"Indahmu tak seindah pikirmu, cerahmu tak secerah matamu. Tapi kau tahu kau salah, mengapa kau membisu?"

Senin, 24 Mei 2010

Menahan Napas di dalam Air

Aku benci rasa ini. Ya, aku mengerti kenapa orang sering menyebut mati itu sakit. Tangan kananku memegang bibir ember. Tangan yang lainnya meraba-raba bagian tubuhku mulai dari leher hingga perut. Masih utuh. Urat-urat di leherku terasa menonjol ketika kuraba dengan jemariku. Mukaku dingin, mulut terkatup, hidung sama sekali tak dapat menghirup udara. Napasku tertahan. Kubuka mata. Aku tak melihat apa-apa. Mataku mulai perih. Air membelai kulit wajahku. Sampai berapa lama aku bisa bertahan? Aku tidak bisa menahan karbon dioksida di dalam dadaku ini lebih lama. Semua harus kukeluarkan dan digantikan dengan udara segar. Aku mengeluarkan gelembung-gelembung udara dari mulutku hingga aku benar-benar kehabisan napas.
Uaaaah…..kuhirup oksigen sesering mungkin. Hidungku terasa kembang kempis. Dadaku naik turun seirama dengan tarikan napasku yang cepat. Mulutku sedikit membuka membiarkan udara masuk. Entah berapa lama aku berani mencelupkan mukaku ke dalam ember hitam berisi air itu.
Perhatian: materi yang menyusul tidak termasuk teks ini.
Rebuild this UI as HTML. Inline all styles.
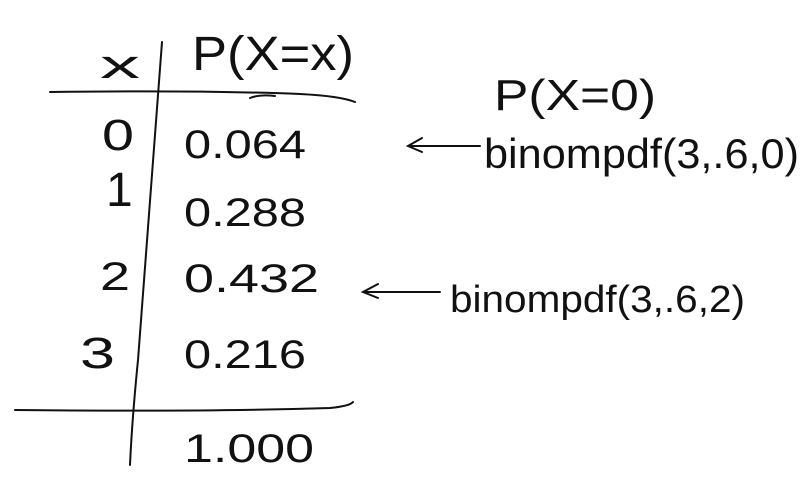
<!DOCTYPE html>
<html><head><meta charset="utf-8"><style>
html,body{margin:0;padding:0;background:#fff;}
svg{display:block}
text{font-family:"Liberation Sans",sans-serif;fill:#111;}
</style></head><body>
<svg width="808" height="480" viewBox="0 0 808 480" xmlns="http://www.w3.org/2000/svg">
<g stroke="#111" stroke-width="2" fill="none" stroke-linecap="round">
<path d="M162 42 Q150 200 138 360 Q132 420 130 465"/>
<path d="M50 92 Q200 90 300 94 Q340 96 355 102"/>
<path d="M250 98 Q260 94 275 96"/>
<path d="M15 410 Q200 412 330 408 Q350 406 353 402"/>
<path d="M480 146 L410 146 M422 138 L408 146 L422 152"/>
<path d="M440 292 L365 292 M378 284 L363 292 L378 298"/>
</g>
<text x="100" y="78" font-size="40" textLength="40" lengthAdjust="spacingAndGlyphs">x</text>
<text x="192" y="70" font-size="48" textLength="162" lengthAdjust="spacingAndGlyphs">P(X=x)</text>
<text x="102" y="150" font-size="44" textLength="32" lengthAdjust="spacingAndGlyphs">0</text>
<text x="184" y="158" font-size="40" textLength="122" lengthAdjust="spacingAndGlyphs">0.064</text>
<text x="106" y="206" font-size="48">1</text>
<text x="184" y="226" font-size="40" textLength="122" lengthAdjust="spacingAndGlyphs">0.288</text>
<text x="100" y="290" font-size="40" textLength="30" lengthAdjust="spacingAndGlyphs">2</text>
<text x="184" y="292" font-size="40" textLength="135" lengthAdjust="spacingAndGlyphs">0.432</text>
<text x="80" y="368" font-size="44" textLength="35" lengthAdjust="spacingAndGlyphs">3</text>
<text x="184" y="368" font-size="40" textLength="122" lengthAdjust="spacingAndGlyphs">0.216</text>
<text x="184" y="462" font-size="40" textLength="130" lengthAdjust="spacingAndGlyphs">1.000</text>
<text x="494" y="110" font-size="44" textLength="162" lengthAdjust="spacingAndGlyphs">P(X=0)</text>
<text x="484" y="168" font-size="42" textLength="315" lengthAdjust="spacingAndGlyphs">binompdf(3,.6,0)</text>
<text x="450" y="312" font-size="38" textLength="295" lengthAdjust="spacingAndGlyphs">binompdf(3,.6,2)</text>
</svg>
</body></html>
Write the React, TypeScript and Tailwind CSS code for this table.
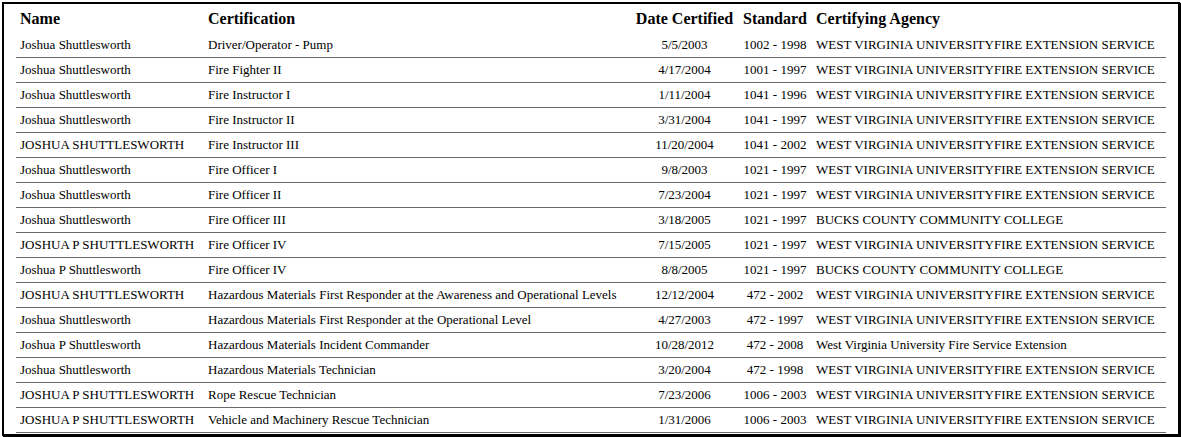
type Cert = {
  name: string;
  cert: string;
  date: string;
  standard: string;
  agency: string;
};

const WVU = 'WEST VIRGINIA UNIVERSITYFIRE EXTENSION SERVICE';
const BUCKS = 'BUCKS COUNTY COMMUNITY COLLEGE';

const rows: Cert[] = [
  { name: 'Joshua Shuttlesworth', cert: 'Driver/Operator - Pump', date: '5/5/2003', standard: '1002 - 1998', agency: WVU },
  { name: 'Joshua Shuttlesworth', cert: 'Fire Fighter II', date: '4/17/2004', standard: '1001 - 1997', agency: WVU },
  { name: 'Joshua Shuttlesworth', cert: 'Fire Instructor I', date: '1/11/2004', standard: '1041 - 1996', agency: WVU },
  { name: 'Joshua Shuttlesworth', cert: 'Fire Instructor II', date: '3/31/2004', standard: '1041 - 1997', agency: WVU },
  { name: 'JOSHUA SHUTTLESWORTH', cert: 'Fire Instructor III', date: '11/20/2004', standard: '1041 - 2002', agency: WVU },
  { name: 'Joshua Shuttlesworth', cert: 'Fire Officer I', date: '9/8/2003', standard: '1021 - 1997', agency: WVU },
  { name: 'Joshua Shuttlesworth', cert: 'Fire Officer II', date: '7/23/2004', standard: '1021 - 1997', agency: WVU },
  { name: 'Joshua Shuttlesworth', cert: 'Fire Officer III', date: '3/18/2005', standard: '1021 - 1997', agency: BUCKS },
  { name: 'JOSHUA P SHUTTLESWORTH', cert: 'Fire Officer IV', date: '7/15/2005', standard: '1021 - 1997', agency: WVU },
  { name: 'Joshua P Shuttlesworth', cert: 'Fire Officer IV', date: '8/8/2005', standard: '1021 - 1997', agency: BUCKS },
  { name: 'JOSHUA SHUTTLESWORTH', cert: 'Hazardous Materials First Responder at the Awareness and Operational Levels', date: '12/12/2004', standard: '472 - 2002', agency: WVU },
  { name: 'Joshua Shuttlesworth', cert: 'Hazardous Materials First Responder at the Operational Level', date: '4/27/2003', standard: '472 - 1997', agency: WVU },
  { name: 'Joshua P Shuttlesworth', cert: 'Hazardous Materials Incident Commander', date: '10/28/2012', standard: '472 - 2008', agency: 'West Virginia University Fire Service Extension' },
  { name: 'Joshua Shuttlesworth', cert: 'Hazardous Materials Technician', date: '3/20/2004', standard: '472 - 1998', agency: WVU },
  { name: 'JOSHUA P SHUTTLESWORTH', cert: 'Rope Rescue Technician', date: '7/23/2006', standard: '1006 - 2003', agency: WVU },
  { name: 'JOSHUA P SHUTTLESWORTH', cert: 'Vehicle and Machinery Rescue Technician', date: '1/31/2006', standard: '1006 - 2003', agency: WVU },
];

export default function App() {
  return (
    <div className="p-[2px] bg-white font-['Liberation_Serif','Times_New_Roman',serif] text-black">
      <div className="w-[1178px] h-[434px] border-2 border-black shadow-[1px_1px_0_#000] px-[12px]">
        <table className="w-[1150px] table-fixed border-collapse">
          <colgroup>
            <col className="w-[188px]" />
            <col className="w-[427px]" />
            <col className="w-[107px]" />
            <col className="w-[74px]" />
            <col className="w-[354px]" />
          </colgroup>
          <thead>
            <tr className="h-[28px] text-[16px] font-bold">
              <th className="px-[4px] pt-[2px] text-left">Name</th>
              <th className="px-[4px] pt-[2px] text-left">Certification</th>
              <th className="px-0 pt-[2px] text-center whitespace-nowrap">Date Certified</th>
              <th className="px-0 pt-[2px] text-center whitespace-nowrap">Standard</th>
              <th className="px-[4px] pt-[2px] text-left whitespace-nowrap">Certifying Agency</th>
            </tr>
          </thead>
          <tbody className="text-[13px]">
            {rows.map((r, i) => (
              <tr key={i} className="h-[25px] border-b border-[#6b6b6b]">
                <td className="px-[4px] whitespace-nowrap">{r.name}</td>
                <td className="px-[4px] whitespace-nowrap">{r.cert}</td>
                <td className="px-0 text-center whitespace-nowrap">{r.date}</td>
                <td className="px-0 text-center whitespace-nowrap">{r.standard}</td>
                <td className="px-[4px] whitespace-nowrap">{r.agency}</td>
              </tr>
            ))}
          </tbody>
        </table>
      </div>
    </div>
  );
}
Yang kutahu tak sampai satu menit. Atau mungkin lebih kurang sekitar satu menit. Hidup tanpa udara itu tidak enak. Sungguh. Hei, ayolah, jangan main-main dengan oksigen! Kita bukan ikan yang dianugerahi insang. Aku suka berenang, tapi aku tak suka menyelam. Yang kutahu, aku harus belajar mengatur napas lagi di dalam air.